Rejet de la Cour de cassation. Enonçant la solution précitée, la Haute juridiction rejette le pourvoi formé par la caisse. En effet, pour accorder à l’assurée la remise totale de deux indus de pension d’invalidité, le jugement retient que celle-ci fait valoir qu’elle ne dispose d’aucun salaire, qu’elle est bénéficiaire de l’allocation aux adultes handicapés depuis une reconnaissance de la maison départementale des personnes handicapées en 2016, que le montant de sa retraite à compter du mois de janvier 2019 s’élèvera à 550 euros par mois, qu’il y a lieu, en conséquence, compte tenu de la situation de précarité de la débitrice, dont au surplus la bonne foi n’est pas remise en question, de lui accorder une remise totale de sa dette ; qu’alors, la remise de la dette était justifiée.

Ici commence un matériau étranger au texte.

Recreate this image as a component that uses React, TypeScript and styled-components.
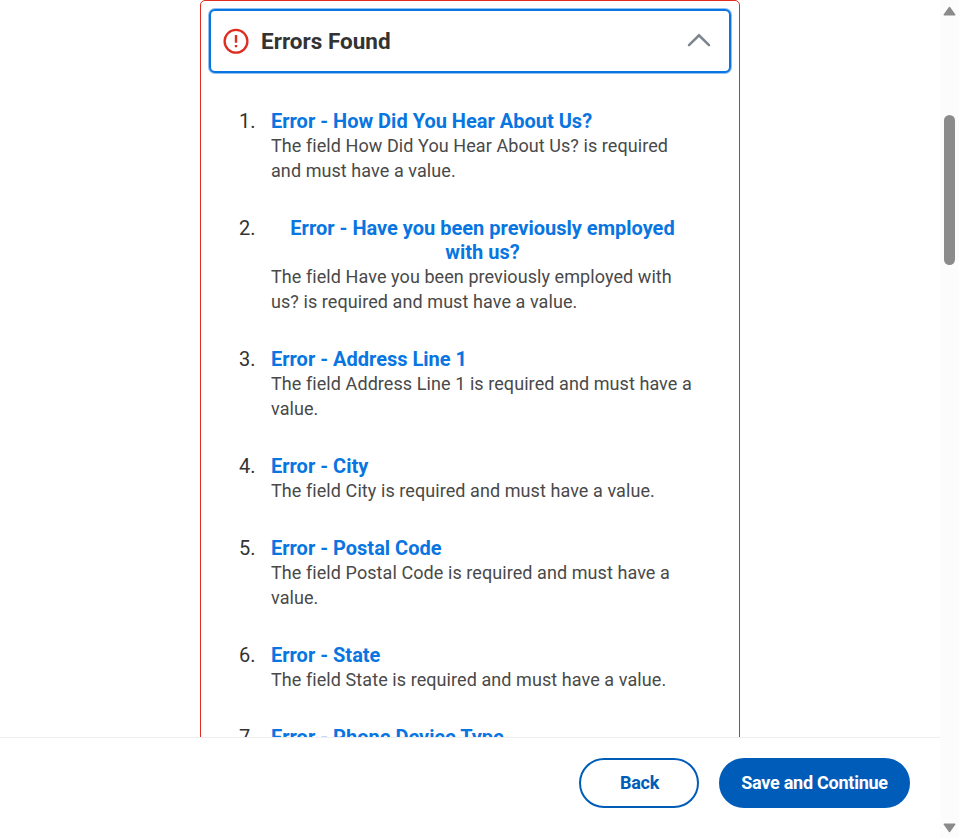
import React from 'react';
import styled, { createGlobalStyle } from 'styled-components';

const Global = createGlobalStyle`
  *, *::before, *::after { box-sizing: border-box; }
  body {
    margin: 0;
    overflow: hidden;
    background: #fff;
    color: #333;
    font-family: Roboto, sans-serif;
  }
  button { font-family: inherit; cursor: pointer; }
`;

const Page = styled.div`
  display: grid;
  grid-template-columns: 1fr 19px;
  height: 838px;
`;

const Main = styled.main`
  display: flex;
  flex-direction: column;
  min-width: 0;
  height: 838px;
`;

const Viewport = styled.div`
  height: 737px;
  overflow: hidden;
`;

const ErrorPanel = styled.section`
  width: 540px;
  height: 900px;
  margin: 0 auto;
  padding: 8px 8px 0;
  border: 1px solid #de2e21;
  border-radius: 5px;
`;

const PanelHeader = styled.button`
  display: flex;
  align-items: center;
  width: 522px;
  height: 64px;
  padding: 0 18px 0 13px;
  border: 2px solid #0875e1;
  border-radius: 6px;
  box-shadow: 0 0 0 1px rgba(8, 117, 225, 0.45);
  background: #fff;
  color: #333;
`;

const PanelTitle = styled.span`
  flex: 1;
  margin-left: 12px;
  text-align: left;
  font-size: 22.5px;
  font-weight: 700;
  line-height: 30px;
`;

const ErrorList = styled.ol`
  display: flex;
  flex-direction: column;
  gap: 33.1px;
  margin: 36px 0 0;
  padding: 0 37px 0 30px;
  list-style: none;
`;

const ErrorItem = styled.li`
  display: grid;
  grid-template-columns: 32px 1fr;
`;

const ItemNumber = styled.span`
  font-size: 20px;
  line-height: 24.4px;
`;

const ErrorLink = styled.button`
  display: block;
  padding: 0;
  border: 0;
  background: none;
  color: #0875e1;
  font-size: 20px;
  font-weight: 700;
  line-height: 24.4px;
  text-align: center;
`;

const Message = styled.div`
  margin-top: -0.6px;
  color: #494949;
  font-size: 18px;
  line-height: 25px;
  letter-spacing: 0.075px;
`;

const Footer = styled.footer`
  display: flex;
  flex: 1;
  justify-content: flex-end;
  gap: 20px;
  padding: 20px 30px 0 0;
  border-top: 1px solid #eee;
`;

const Action = styled.button<{ $primary?: boolean }>`
  width: ${(p) => (p.$primary ? '191px' : '120px')};
  height: 50px;
  padding: ${(p) => (p.$primary ? '0 0 2px' : '0 0 2px 1px')};
  border: 2px solid #005cb9;
  border-radius: 25px;
  background: ${(p) => (p.$primary ? '#005cb9' : '#fff')};
  color: ${(p) => (p.$primary ? '#fff' : '#005cb9')};
  font-size: 18px;
  font-weight: 700;
  letter-spacing: -0.25px;
`;

const ScrollTrack = styled.div`
  display: flex;
  flex-direction: column;
  align-items: center;
  justify-content: space-between;
  padding: 6px 0 5px;
  background: #fcfcfc;
`;

const ScrollLane = styled.div`
  flex: 1;
  padding-top: 99px;
`;

const Thumb = styled.div`
  width: 11px;
  height: 150px;
  border-radius: 6px;
  background: #8b8b8b;
`;

const Svg = styled.svg`
  display: block;
  flex: none;
  overflow: visible;
`;

const errors: { title: string; message: string }[] = [
  { title: 'How Did You Hear About Us?', message: 'The field How Did You Hear About Us? is required and must have a value.' },
  { title: 'Have you been previously employed with us?', message: 'The field Have you been previously employed with us? is required and must have a value.' },
  { title: 'Address Line 1', message: 'The field Address Line 1 is required and must have a value.' },
  { title: 'City', message: 'The field City is required and must have a value.' },
  { title: 'Postal Code', message: 'The field Postal Code is required and must have a value.' },
  { title: 'State', message: 'The field State is required and must have a value.' },
  { title: 'Phone Device Type', message: 'The field Phone Device Type is required and must have a value.' },
];

const AlertIcon = () => (
  <Svg width="25" height="25" viewBox="0 0 25 25" fill="none">
    <circle cx="12" cy="12.3" r="11.4" stroke="#de2e21" strokeWidth="2.3" />
    <path d="M10.8 6.1h2.4v7.6h-2.4zM10.8 16h2.4v2.2h-2.4z" fill="#de2e21" />
  </Svg>
);

const ChevronIcon = () => (
  <Svg width="24" height="16" viewBox="0 0 24 16" fill="none">
    <path d="M2 12.2 12 2.3l10 9.9" stroke="#7b858f" strokeWidth="2.5" strokeLinecap="round" strokeLinejoin="miter" />
  </Svg>
);

const ScrollArrow = ({ down = false }: { down?: boolean }) => (
  <Svg width="13" height="10" viewBox="0 0 13 10">
    <path
      d={down ? 'M1.2 1.2h10.6L6.5 8.5z' : 'M1.2 8.8h10.6L6.5 1.5z'}
      fill="#8b8b8b"
      stroke="#8b8b8b"
      strokeWidth="1.4"
      strokeLinejoin="round"
    />
  </Svg>
);

export default function App() {
  return (
    <>
      <Global />
      <Page>
        <Main>
          <Viewport>
            <ErrorPanel>
              <PanelHeader type="button" aria-expanded="true">
                <AlertIcon />
                <PanelTitle>Errors Found</PanelTitle>
                <ChevronIcon />
              </PanelHeader>
              <ErrorList>
                {errors.map((error, index) => (
                  <ErrorItem key={error.title}>
                    <ItemNumber>{index + 1}.</ItemNumber>
                    <div>
                      <ErrorLink type="button">Error - {error.title}</ErrorLink>
                      <Message>{error.message}</Message>
                    </div>
                  </ErrorItem>
                ))}
              </ErrorList>
            </ErrorPanel>
          </Viewport>
          <Footer>
            <Action type="button">Back</Action>
            <Action type="button" $primary>Save and Continue</Action>
          </Footer>
        </Main>
        <ScrollTrack>
          <ScrollArrow />
          <ScrollLane>
            <Thumb />
          </ScrollLane>
          <ScrollArrow down />
        </ScrollTrack>
      </Page>
    </>
  );
}
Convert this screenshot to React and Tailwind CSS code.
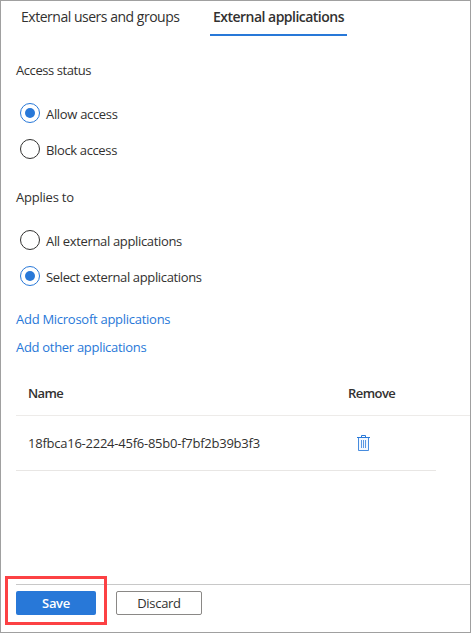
function Radio({ label, checked, spacing }) {
  return (
    <div className="flex h-5 items-center">
      <svg width="20" height="20" viewBox="0 0 20 20" className="mr-1.5 ml-1 shrink-0" fill="none">
        <circle cx="10" cy="10" r="9.5" stroke={checked ? "#2878d8" : "#323130"} strokeWidth="1" />
        {checked && <circle cx="10" cy="10" r="5" fill="#2878d8" />}
      </svg>
      <span className={`relative top-px ${spacing}`}>{label}</span>
    </div>
  );
}

function TrashIcon() {
  return (
    <svg width="13" height="17" viewBox="0 0 13 17" fill="none" stroke="#2878d8">
      <path d="M1.5 3v12.5h10V3" fill="#f3f8fe" strokeOpacity="0.85" />
      <path d="M0 2.5h13M4.5 2V.5h4V2" />
      <path d="M4.5 5v8M6.5 5v8M8.5 5v8" strokeOpacity="0.75" />
    </svg>
  );
}

export default function App() {
  return (
    <div className="flex h-[633px] w-[471px] flex-col overflow-hidden border border-[#a0a0a0] bg-white pl-[15px] font-['Open_Sans','Noto_Sans',sans-serif] text-[13px] leading-5 whitespace-nowrap text-[#323130]">
      <nav className="flex h-[35px] shrink-0 text-sm leading-5">
        <div className="w-[194px] pt-1.5 pl-[5px] tracking-[-0.48px]">External users and groups</div>
        <div className="w-[137px] border-b-2 border-[#2878d8] pt-1.5 pl-[3px] font-semibold tracking-[-0.52px]">External applications</div>
      </nav>
      <section className="mt-6 flex flex-col">
        <h2 className="tracking-[-0.43px]">Access status</h2>
        <div className="mt-[23px] flex flex-col gap-4">
          <Radio label="Allow access" checked spacing="tracking-[-0.32px]" />
          <Radio label="Block access" spacing="tracking-[-0.36px]" />
        </div>
      </section>
      <section className="mt-7 flex flex-col">
        <h2 className="tracking-[-0.22px]">Applies to</h2>
        <div className="mt-[23px] flex flex-col gap-4">
          <Radio label="All external applications" spacing="tracking-[-0.34px]" />
          <Radio label="Select external applications" checked spacing="tracking-[-0.35px]" />
        </div>
      </section>
      <div className="mt-[23px] flex flex-col items-start gap-2 text-[#2878d8]">
        <a className="tracking-[-0.27px]">Add Microsoft applications</a>
        <a className="tracking-[-0.3px]">Add other applications</a>
      </div>
      <div className="mt-[26px] flex h-[33px] shrink-0 border-b border-[#edebe9] pl-3 font-semibold">
        <div className="w-[320px] tracking-[-0.6px]">Name</div>
        <div className="tracking-[-0.55px]">Remove</div>
      </div>
      <div className="flex h-[55px] w-[420px] shrink-0 border-b border-[#e8e6e4] pt-[17px] pl-3">
        <div className="w-[329px] tracking-[-0.24px]">18fbca16-2224-45f6-85b0-f7bf2b39b3f3</div>
        <div className="pt-0.5"><TrashIcon /></div>
      </div>
      <footer className="relative mt-[113px] flex h-[48px] shrink-0 gap-5 border-t border-[#c8c8c8] pt-1.5">
        <button className="h-6 w-20 rounded-[2px] bg-[#2878d8] font-semibold text-white"><span className="tracking-[-0.3px]">Save</span></button>
        <button className="h-6 w-[86px] rounded-[2px] border border-[#8a8886] leading-[22px]"><span className="tracking-[-0.3px]">Discard</span></button>
        <div className="absolute -top-[9px] -left-[11px] h-[49px] w-[102px] border-3 border-[#fc4144]" />
      </footer>
    </div>
  );
}
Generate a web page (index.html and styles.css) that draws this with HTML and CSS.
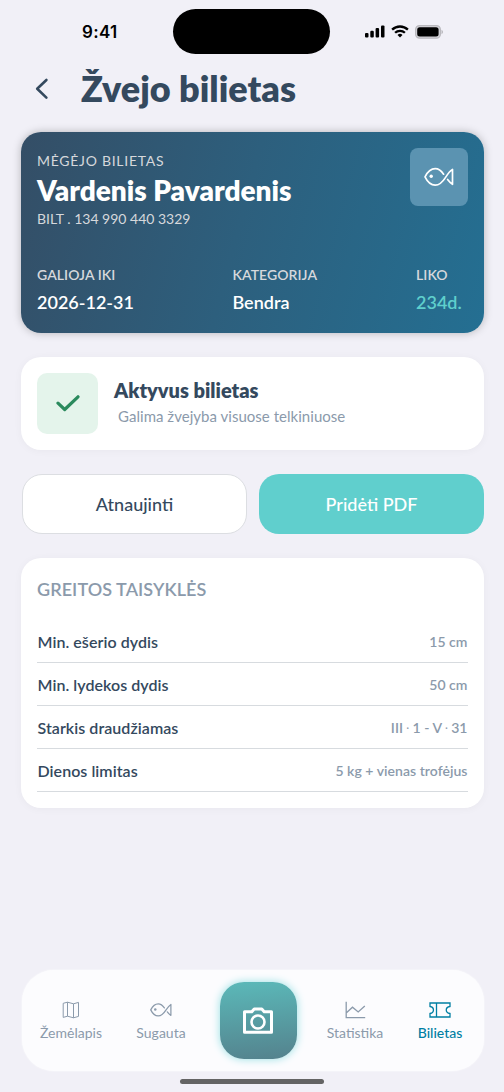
FILE: index.html
```html
<!DOCTYPE html>
<html lang="lt">
<head>
<meta charset="utf-8">
<meta name="viewport" content="width=device-width, initial-scale=1">
<title>Žvejo bilietas</title>
<link rel="stylesheet" href="styles.css">
</head>
<body>
<svg class="defs" width="0" height="0" aria-hidden="true">
  <symbol id="fish" viewBox="0 0 30 20">
    <path d="M19.600 7.200C17.200 3.600 14.400 1.600 11.200 1.600 7 1.600 3.400 5 1 9.800c2.400 4.900 6 8.300 10.200 8.300 4.300 0 7.600-3.400 10.200-7.500 2-3.100 4.200-6.400 7.100-8.200v14.900c-1.900-1.200-3.500-2.900-4.900-4.800" fill="none" stroke="currentColor" stroke-linecap="round" stroke-linejoin="round"/>
    <circle cx="7.200" cy="9.200" r="1.700" fill="currentColor"/>
  </symbol>
</svg>
<div class="status-bar">
  <span class="clock">9:41</span>
  <span class="island"></span>
  <span class="system">
    <svg width="20" height="13" viewBox="0 0 20 13" fill="#000"><rect x="0" y="8" width="3.500" height="4.600" rx="1.100"/><rect x="5.300" y="5.800" width="3.500" height="6.800" rx="1.100"/><rect x="10.600" y="3" width="3.500" height="9.600" rx="1.100"/><rect x="16" y="0.400" width="3.500" height="12.200" rx="1.100"/></svg>
    <svg width="18" height="13" viewBox="0 0 18 13" fill="none" stroke="#000" stroke-width="2.300"><path d="M1.100 4.700a11.400 11.400 0 0 1 15.800 0"/><path d="M4.100 7.800a7 7 0 0 1 9.800 0"/><path d="M9 12.500 6.500 10a3.600 3.600 0 0 1 5 0z" fill="#000" stroke="none"/></svg>
    <svg width="29" height="14" viewBox="0 0 29 14"><rect x=".6" y=".6" width="24.800" height="12.600" rx="4" fill="#d4d3d9" stroke="#b9b8bd" stroke-width="1.200"/><rect x="2.200" y="2.200" width="21.400" height="9.400" rx="2.500"/><path d="M26.500 4.700c2 .8 2 3.600 0 4.500z" fill="#b5b4b9"/></svg>
  </span>
</div>
<header class="header">
  <svg class="back" width="14" height="22" viewBox="0 0 14 22" fill="none" stroke="currentColor" stroke-width="2.600" stroke-linecap="round" stroke-linejoin="round"><path d="M11.400 2 2.200 10.800l9.200 8.800"/></svg>
  <h1>Žvejo bilietas</h1>
</header>
<main>
  <section class="ticket">
    <div class="ticket-top">
      <div>
        <p class="eyebrow">MĖGĖJO BILIETAS</p>
        <p class="name">Vardenis Pavardenis</p>
        <p class="number">BILT . 134 990 440 3329</p>
      </div>
      <div class="ticket-icon"><svg width="30" height="20" stroke-width="1.700"><use href="#fish"/></svg></div>
    </div>
    <dl class="facts">
      <div class="valid"><dt>GALIOJA IKI</dt><dd>2026-12-31</dd></div>
      <div class="category"><dt>KATEGORIJA</dt><dd>Bendra</dd></div>
      <div class="left"><dt>LIKO</dt><dd>234d.</dd></div>
    </dl>
  </section>
  <section class="active">
    <div class="check"><svg width="24" height="18" viewBox="0 0 24 18" fill="none" stroke="currentColor" stroke-width="3.200" stroke-linecap="round" stroke-linejoin="round"><path d="M2 8.200 8.700 14.500 22 1.800"/></svg></div>
    <div>
      <h2>Aktyvus bilietas</h2>
      <p>Galima žvejyba visuose telkiniuose</p>
    </div>
  </section>
  <div class="actions">
    <button class="renew">Atnaujinti</button>
    <button class="add">Pridėti PDF</button>
  </div>
  <section class="rules">
    <h3>GREITOS TAISYKLĖS</h3>
    <div class="rule"><span>Min. ešerio dydis</span><b>15 cm</b></div>
    <div class="rule"><span>Min. lydekos dydis</span><b>50 cm</b></div>
    <div class="rule"><span>Starkis draudžiamas</span><b>III <i>·</i> 1 - V <i>·</i> 31</b></div>
    <div class="rule"><span>Dienos limitas</span><b>5 kg + vienas trofėjus</b></div>
  </section>
</main>
<nav class="nav">
  <a class="map"><svg width="18" height="18" viewBox="0 0 18 18" fill="none" stroke="currentColor" stroke-linejoin="round"><path d="M1.200 2.300 5.500 1.200l6 1.600 5-1.400V15.400l-5 1.400-6-1.600-4.300 1.200zM5.500 1.200v14M11.500 2.800v14"/></svg>Žemėlapis</a>
  <a class="catch"><svg width="22" height="18" stroke-width="1.700"><use href="#fish"/></svg>Sugauta</a>
  <span class="camera"><svg width="32" height="30" viewBox="0 0 32 30" fill="none" stroke="#fff" stroke-width="3" stroke-linejoin="round"><path d="M2.500 5.800H9.800L12.200 3.100h7.600L22.200 5.800h7.300v20.500h-27z"/><circle cx="16" cy="16" r="6.500" stroke-width="2.600"/></svg></span>
  <a class="stats"><svg width="21" height="18" viewBox="0 0 21 18" fill="none" stroke="currentColor" stroke-width="1.300"><path d="M1.200 .8v15.800h19M1.200 12l6.300-5.800 5.700 4.800 6.600-6"/></svg>Statistika</a>
  <a class="pass"><svg width="22" height="18" viewBox="0 0 22 18" fill="none" stroke="currentColor" stroke-width="1.300"><path d="M1 2h20v3.500c-5 .6-5 6.400 0 7V16H1v-3.500c4.600-.6 4.600-6.400 0-7zM7.500 2v14"/></svg>Bilietas</a>
</nav>
<div class="home"></div>
</body>
</html>
```

FILE: styles.css
```css
* { box-sizing: border-box; margin: 0; padding: 0; }
body {
  width: 504px;
  height: 1092px;
  display: flex;
  flex-direction: column;
  overflow: hidden;
  background: #f1f0f7;
  color: #34495e;
  font-family: Lato, "Liberation Sans", sans-serif;
}
.defs { position: absolute; }
.status-bar { display: flex; height: 63px; padding: 9px 0 9px 82px; }
.clock { width: 91px; font: 600 17px/46px Inter, sans-serif; letter-spacing: .3px; color: #000; }
.island { flex: none; width: 157px; height: 45px; border-radius: 23px; background: #000; }
.system { display: flex; align-items: center; gap: 6px; padding-left: 35px; }
.header { display: flex; height: 69px; align-items: flex-start; padding-left: 35px; }
.back { margin-top: 15px; }
h1 { margin-left: 32px; font-size: 36px; line-height: 50px; font-weight: 800; white-space: nowrap; }
main { display: flex; flex-direction: column; gap: 24px; padding: 0 20px 0 21px; }
.ticket {
  height: 201px;
  padding: 16px;
  border-radius: 20px;
  background: linear-gradient(105deg, #344e66 0%, #2d5f7d 47%, #246f92 100%);
  box-shadow: 0 0 8px rgba(0, 0, 0, .25);
  color: #fff;
}
.ticket-top { display: flex; justify-content: space-between; height: 119px; }
.eyebrow { font-size: 14px; line-height: 26px; letter-spacing: .72px; color: #d6d8dc; }
.name { font-size: 28px; line-height: 33px; font-weight: 800; white-space: nowrap; }
.number { margin-top: 1px; font-size: 14px; line-height: 22px; color: #d6d8dc; }
.ticket-icon { display: grid; place-items: center; width: 58px; height: 58px; border-radius: 8px; background: #5b93b1; }
.facts { display: flex; }
.valid { width: 195.500px; }
.category { width: 183.500px; }
dt { font-size: 14px; line-height: 16px; font-weight: 600; letter-spacing: .06px; color: #d6d8dc; }
dd { margin-top: 7px; font-size: 18px; line-height: 24px; font-weight: 600; }
.left dd { color: #5fcfcc; }
.active { display: flex; height: 93px; padding: 16px; gap: 16px; border-radius: 20px; background: #fff; box-shadow: 0 1px 8px rgba(0, 0, 0, .04); }
.check { display: grid; place-items: center; width: 61px; height: 61px; border-radius: 10px; background: #e4f4eb; color: #2a8a5d; }
h2 { font-size: 20px; line-height: 24px; font-weight: 800; margin-top: 5px; }
.active p { margin: 4px 0 0 4px; font-size: 15px; line-height: 20px; letter-spacing: .03px; color: #8b9aab; }
.actions { display: flex; gap: 12px; padding-left: 1px; }
button { width: 225px; height: 60px; border: 0; border-radius: 20px; font: 500 18px/60px Lato, sans-serif; }
.renew { background: #fff; color: #34495e; border: 1px solid #dcdee2; line-height: 58px; }
.add { background: #60cfcd; color: #fff; }
.rules { height: 250px; padding: 16px; border-radius: 20px; background: #fff; box-shadow: 0 1px 8px rgba(0, 0, 0, .04); }
h3 { font-size: 18px; line-height: 30px; font-weight: 600; letter-spacing: .07px; color: #8b9aab; margin-bottom: 16px; }
.rule { display: flex; justify-content: space-between; height: 43px; padding: 3px .5px 0; border-bottom: 1px solid #d7dbdf; line-height: 37px; }
.rule span { font-size: 16px; font-weight: 600; letter-spacing: .05px; }
.rule b { font-size: 14px; font-weight: 600; letter-spacing: .04px; color: #8b9aab; }
.rule i { font-style: normal; font-size: 9px; position: relative; top: -2px; }
.nav {
  display: flex;
  width: 462px;
  height: 101px;
  margin: 162px 0 0 22px;
  border-radius: 32px;
  background: #fcfcfe;
  box-shadow: 0 0 2px #fff;
}
.nav a { display: flex; flex-direction: column; align-items: center; padding-top: 31px; font-size: 14px; line-height: 17px; gap: 5px; color: #8b9aab; white-space: nowrap; }
.map { width: 98px; }
.catch { width: 82px; }
.camera { display: grid; place-items: center; width: 77px; height: 77px; margin: 12px 17.500px 0 17.500px; border-radius: 24px; background: linear-gradient(175deg, #5bb9b9, #54828d); box-shadow: 0 0 9px #94dfe3; }
.stats { width: 82px; }
.nav .pass { width: 88px; color: #007fa3; font-weight: 500; }
.home { width: 144px; height: 5px; margin: 8px 0 0 180px; border-radius: 3px; background: #646464; }
```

Revirement de jurisprudence. La solution constitue un complet revirement de jurisprudence. Jusqu’à la présente jurisprudence, la Cour de cassation, par une jurisprudence constante, estimait qu’il n’appartenait pas au juge de réduire, en en cas de précarité du débiteur, les créances des caisses nées de l'application de la législation de Sécurité sociale. Cette faculté étant réservée, sauf pour les cotisations et majorations de retard, aux seules caisses (Cass. civ. 2, 10 mai 2012, n° 11-11.278, F-P+B N° Lexbase : A1310IL4, lire le comm. de Ch. Willmann, Abandon, réduction ou aménagement des créances des organismes de Sécurité sociale : compétence de la Caisse et non du juge, Lexbase, éd. soc., n° 486, 2012 N° Lexbase : N2045BTW, et, Cass. civ. 2, 29 novembre 2018, n° 17-20.278, F-P+B N° Lexbase : A9266YNI) (sur La réduction du remboursement des prestations de Sécurité sociale, cf. l’Ouvrage « Droit de Protection sociale » N° Lexbase : E4566AUN).